Follow the trail from Yosemite National Park’s Rancheria Falls up along dusty switchbacks and down through a canopy of pines and madrones for roughly three miles, and you will reach Tiltill Valley.

Accessible only to hikers and horseback riders, the backwoods meadow hums with the chatter of birds, bees, and the distant rush of water spilling over rocks. Butterflies dart among wild orchids, lilies, yarrow, and other kinds of flowering plants that thrive there, and a lone sequoia stands along the perimeter. The valley floor is lush and boggy, with the forested hills of the High Sierra as its backdrop.

Tiltill Valley is a real-life example of what Yosemite’s Hetch Hetchy Valley might look like if the reservoir that holds San Francisco’s water supply were drained and the terrain allowed to return to its natural state, according to Mike Marshall, executive director of Restore Hetch Hetchy.

His nonprofit group has a singular mission, as the title suggests. The upbeat, 50-year-old former political consultant wants to place a charter amendment on the November 2012 ballot to ask San Francisco voters if Hetch Hetchy Reservoir should be drained so that the valley, which has been underwater since 1923, can be ecologically restored and turned into an attraction for park visitors.

Yet that simply stated goal belies an extraordinarily difficult and expensive task, one that would fundamentally alter San Francisco’s water delivery system and diminish a city-owned source of inexpensive, green energy.

“The destruction of Hetch Hetchy Valley in the 1920s was the worst environmental disaster to ever besiege the national park system,” Marshall says. “And today, it is completely out of whack with the values of the vast majority of people who live here.”

But most city officials think this idea is just plain crazy. Whether or not it was a good idea to build the dam originally, they say it’s unwise and unrealistic to spend scarce resources to destroy one of city’s most valuable assets.

“While it is an interesting idea, I don’t think that there is yet a credible plan to move forward and actually restore Hetch Hetchy that will ensure that within our budget, we’ll be able to get the water that 2.5 million Bay Area customers need, as well as do everything else that the current Hetch Hetchy system does,” Board President David Chiu told the Guardian.

Based in San Francisco, Restore Hetch Hetchy worked in tandem with the Environmental Defense Fund and a consulting firm to craft a technical analysis describing how the city could continue receiving reliable freshwater deliveries without the reservoir, although it would require filtration because of its lower quality and be less abundant in drought years.

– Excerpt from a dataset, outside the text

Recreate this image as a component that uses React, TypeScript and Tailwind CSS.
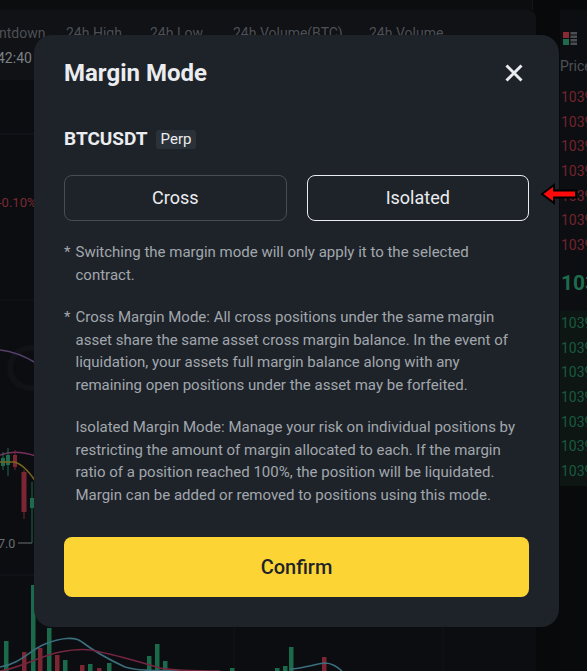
import React from "react";

const redRows = [0, 1, 2, 3, 4, 5, 6];
const greenRows = [0, 1, 2, 3, 4, 5, 6];

function Chart() {
  const bars: { x: number; top: number; c: "g" | "r" }[] = [
    { x: 4, top: 641, c: "g" },
    { x: 22, top: 652, c: "r" },
    { x: 31, top: 585, c: "g" },
    { x: 38, top: 648, c: "r" },
    { x: 47, top: 628, c: "g" },
    { x: 55, top: 655, c: "r" },
    { x: 63, top: 660, c: "g" },
    { x: 80, top: 665, c: "r" },
    { x: 88, top: 664, c: "g" },
    { x: 97, top: 668, c: "r" },
    { x: 107, top: 663, c: "g" },
    { x: 147, top: 656, c: "g" },
    { x: 155, top: 644, c: "g" },
    { x: 163, top: 661, c: "g" },
    { x: 230, top: 668, c: "g" },
    { x: 275, top: 668, c: "g" },
    { x: 283, top: 666, c: "g" },
    { x: 289, top: 647, c: "g" },
    { x: 322, top: 657, c: "r" },
  ];
  return (
    <svg width="536" height="591" viewBox="0 80 536 591" className="block">
      <line x1="0" y1="134" x2="536" y2="134" stroke="#15181c" strokeWidth="1" />
      <line x1="0" y1="300" x2="536" y2="300" stroke="#121519" strokeWidth="1" />
      <line x1="0" y1="575" x2="536" y2="575" stroke="#15181c" strokeWidth="1" />
      <line x1="234" y1="575" x2="234" y2="671" stroke="#121519" strokeWidth="1" />
      <line x1="443" y1="575" x2="443" y2="671" stroke="#121519" strokeWidth="1" />
      <text x="-2" y="207" fill="#7a2a34" fontSize="13" fontFamily="Roboto, sans-serif">
        -0.10%
      </text>
      <circle cx="30" cy="368" r="20" fill="none" stroke="#101215" strokeWidth="6" />
      <path d="M0 350 Q 18 352 36 363" stroke="#54406a" strokeWidth="1.5" fill="none" />
      <path d="M0 455 Q 15 449 36 456" stroke="#7a2f5f" strokeWidth="1.5" fill="none" />
      <line x1="3" y1="452" x2="3" y2="470" stroke="#1c6b4c" strokeWidth="1" />
      <rect x="1" y="458" width="4" height="8" fill="#1c6b4c" />
      <line x1="8" y1="448" x2="8" y2="476" stroke="#1c6b4c" strokeWidth="1" />
      <rect x="6" y="455" width="4" height="10" fill="#1c6b4c" />
      <line x1="15" y1="450" x2="15" y2="470" stroke="#7d2633" strokeWidth="1" />
      <rect x="13" y="455" width="4" height="12" fill="#7d2633" />
      <line x1="24" y1="470" x2="24" y2="519" stroke="#7d2633" strokeWidth="1" />
      <rect x="21.5" y="472" width="5" height="40" fill="#7d2633" />
      <line x1="32" y1="482" x2="32" y2="543" stroke="#1c6b4c" strokeWidth="1" />
      <rect x="30" y="498" width="5" height="10" fill="#1c6b4c" />
      <path d="M0 462 L 14 462 Q 24 464 36 482" stroke="#7a6420" strokeWidth="1.5" fill="none" />
      <text x="-2" y="548" fill="#6b6e73" fontSize="12.5" fontFamily="Roboto, sans-serif">
        7.0
      </text>
      <line x1="18" y1="543" x2="32" y2="543" stroke="#6b6e73" strokeWidth="1" />
      {bars.map((b, i) => (
        <rect
          key={i}
          x={b.x}
          y={b.top}
          width="4.5"
          height={671 - b.top}
          fill={b.c === "g" ? "#1b6a4b" : "#7a2633"}
        />
      ))}
      <path
        d="M0 667 C 20 664 30 650 45 644 C 60 638 75 636 82 642 C 95 652 110 660 125 667 C 140 672 160 670 180 671 M 290 669 C 305 668 315 664 325 663 C 332 663 337 667 342 671"
        stroke="#3b6f7d"
        strokeWidth="1.6"
        fill="none"
      />
      <path
        d="M0 671 C 20 668 40 656 60 652 C 75 649 88 648 100 652 C 120 656 140 662 160 668 C 175 671 195 671 220 671"
        stroke="#762640"
        strokeWidth="1.6"
        fill="none"
      />
    </svg>
  );
}

function OrderBookIcon() {
  return (
    <svg width="14" height="13" viewBox="0 0 14 13">
      <rect x="0" y="0" width="6" height="6" fill="#8a2a35" />
      <rect x="0" y="7" width="6" height="6" fill="#1d6b4a" />
      <rect x="7.5" y="0" width="6.5" height="2.5" fill="#4a4d52" />
      <rect x="7.5" y="3.5" width="6.5" height="2.5" fill="#4a4d52" />
      <rect x="7.5" y="7" width="6.5" height="2.5" fill="#4a4d52" />
      <rect x="7.5" y="10.5" width="6.5" height="2.5" fill="#4a4d52" />
    </svg>
  );
}

export default function App() {
  return (
    <div className="relative w-[587px] h-[671px] overflow-hidden bg-[#08090b] font-['Roboto',sans-serif]">
      <div className="flex flex-col h-full">
        <div className="h-[10px] flex">
          <div className="w-[533px] bg-[#0b0d0f] border-r border-[#15171a]" />
          <div className="flex-1 bg-[#08090b]" />
        </div>
        <div className="flex flex-1">
          <div className="w-[536px] flex flex-col">
            <div className="h-[70px] bg-[#101215] rounded-tr-[8px] flex flex-col pt-[14px]">
              <div className="flex text-[14px] leading-[18px] text-[#4c5056] whitespace-nowrap">
                <span className="w-[67px] -ml-[1px]">ntdown</span>
                <span className="w-[84px]">24h High</span>
                <span className="w-[83px]">24h Low</span>
                <span className="w-[136px]">24h Volume(BTC)</span>
                <span>24h Volume</span>
              </div>
              <div className="mt-[7px] text-[14px] leading-[18px] text-[#7c8086] -ml-[3px]">42:40</div>
            </div>
            <div className="flex-1 bg-[#0b0d10] overflow-hidden">
              <Chart />
            </div>
          </div>
          <div className="w-[24px] bg-[#08090b]" />
          <div className="w-[27px] flex flex-col bg-[#0c0e11] overflow-hidden whitespace-nowrap">
            <div className="pt-[22px] pl-[3px]">
              <OrderBookIcon />
            </div>
            <div className="mt-[12px] text-[14px] leading-[18px] text-[#4d5157]">Price</div>
            <div className="mt-[10px] flex flex-col">
              {redRows.map((i) => (
                <div key={i} className="h-[24.7px] leading-[24.7px] text-[14px] text-[#74242f] pl-[1px]">
                  103950.5
                </div>
              ))}
            </div>
            <div className="mt-[10px] h-[30px] leading-[30px] text-[21px] font-bold text-[#1e6a4c] pl-[1px]">
              103950
            </div>
            <div className="mt-[13px] bg-[#0d1613] pb-[2px] flex flex-col">
              {greenRows.map((i) => (
                <div key={i} className="h-[24.7px] leading-[24.7px] text-[14px] text-[#195a40] pl-[1px]">
                  103949.9
                </div>
              ))}
            </div>
            <div className="flex-1 bg-[#090a0c]" />
          </div>
        </div>
      </div>

      <div className="absolute left-[34px] top-[35px] w-[525px] h-[592px] rounded-[18px] bg-[#1e2329] px-[30px] pt-[22px] pb-[30px] flex flex-col text-[#eaecef]">
        <div className="flex items-center justify-between h-[32px]">
          <h2 className="text-[24px] leading-[32px] font-bold">Margin Mode</h2>
          <svg width="20" height="20" viewBox="0 0 20 20" className="mr-[5px]">
            <path d="M2.5 2.5 L17.5 17.5 M17.5 2.5 L2.5 17.5" stroke="#eaecef" strokeWidth="3" strokeLinecap="butt" />
          </svg>
        </div>
        <div className="mt-[36px] h-[28px] flex items-center gap-[8px]">
          <span className="text-[19px] leading-[28px] font-bold">BTCUSDT</span>
          <span className="h-[19px] px-[5px] rounded-[3px] bg-[#2b3139] text-[15px] leading-[19px] text-[#eaecef]">
            Perp
          </span>
        </div>
        <div className="mt-[22px] grid grid-cols-2 gap-[20px]">
          <button className="h-[46px] pb-[2px] rounded-[8px] border border-[#474d57] text-[18px] font-normal text-[#eaecef]">
            Cross
          </button>
          <button className="h-[46px] pb-[2px] rounded-[8px] border-[1.5px] border-[#eaecef] text-[18px] font-normal text-[#eaecef]">
            Isolated
          </button>
        </div>
        <div className="mt-[20px] flex flex-col gap-[20px] text-[15px] leading-[22.5px] text-[#a2a7ae]">
          <div className="flex">
            <span className="w-[11.5px] shrink-0">*</span>
            <p>Switching the margin mode will only apply it to the selected contract.</p>
          </div>
          <div className="flex">
            <span className="w-[11.5px] shrink-0">*</span>
            <p>
              Cross Margin Mode: All cross positions under the same margin asset share the same asset cross
              margin balance. In the event of liquidation, your assets full margin balance along with any
              remaining open positions under the asset may be forfeited.
            </p>
          </div>
          <div className="flex">
            <span className="w-[11.5px] shrink-0" />
            <p>
              Isolated Margin Mode: Manage your risk on individual positions by restricting the amount of
              margin allocated to each. If the margin ratio of a position reached 100%, the position will be
              liquidated. Margin can be added or removed to positions using this mode.
            </p>
          </div>
        </div>
        <button className="mt-[31px] h-[60px] rounded-[8px] bg-[#fcd535] text-[20px] font-medium text-[#1e2329]">
          Confirm
        </button>
      </div>

      <svg width="38" height="24" viewBox="0 0 38 24" className="absolute left-[540px] top-[182px]">
        <path
          d="M2 12 L14 3 L14 8.5 L36 8.5 L36 15.5 L14 15.5 L14 21 Z"
          fill="#ff0a0a"
          stroke="#000"
          strokeWidth="2"
          strokeLinejoin="miter"
        />
      </svg>
    </div>
  );
}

While restoring the valley would be an ecological win in a perfect world, cost estimates range in the billions of dollars at a time when budgets are shrinking and economic turbulence rocks the public and private sectors.

Draining Hetch Hetchy Reservoir and replacing it with other water and power projects would punch holes in an already cash-strapped city budget, first with the high capital costs and then with higher long-term annual costs. The hydro-electric system provides carbon-free electricity to city agencies at basement rates and helps fund local renewable-energy projects, so relinquishing some of that generation capacity would be a step backward when it comes to addressing climate change.

“The loss of Hetch Hetchy Reservoir would fly in the face of every effort San Francisco has made to replace fossil-fuel power generation with renewable energy sources,” City Attorney Dennis Herrera wrote in a 2004 editorial in the Guardian. Losing hydropower from the dam, he wrote, “would force greater dependence on fossil-fuel electricity and impair low-cost hydropower with higher-cost renewables, making San Francisco’s efforts to create a sustainable energy future virtually impractical. And it would devastate our efforts to enact a public power system in San Francisco. Hetch Hetchy was built by people who envisioned a public power system to serve all of San Francisco. We should finish that system before we start tearing it down.”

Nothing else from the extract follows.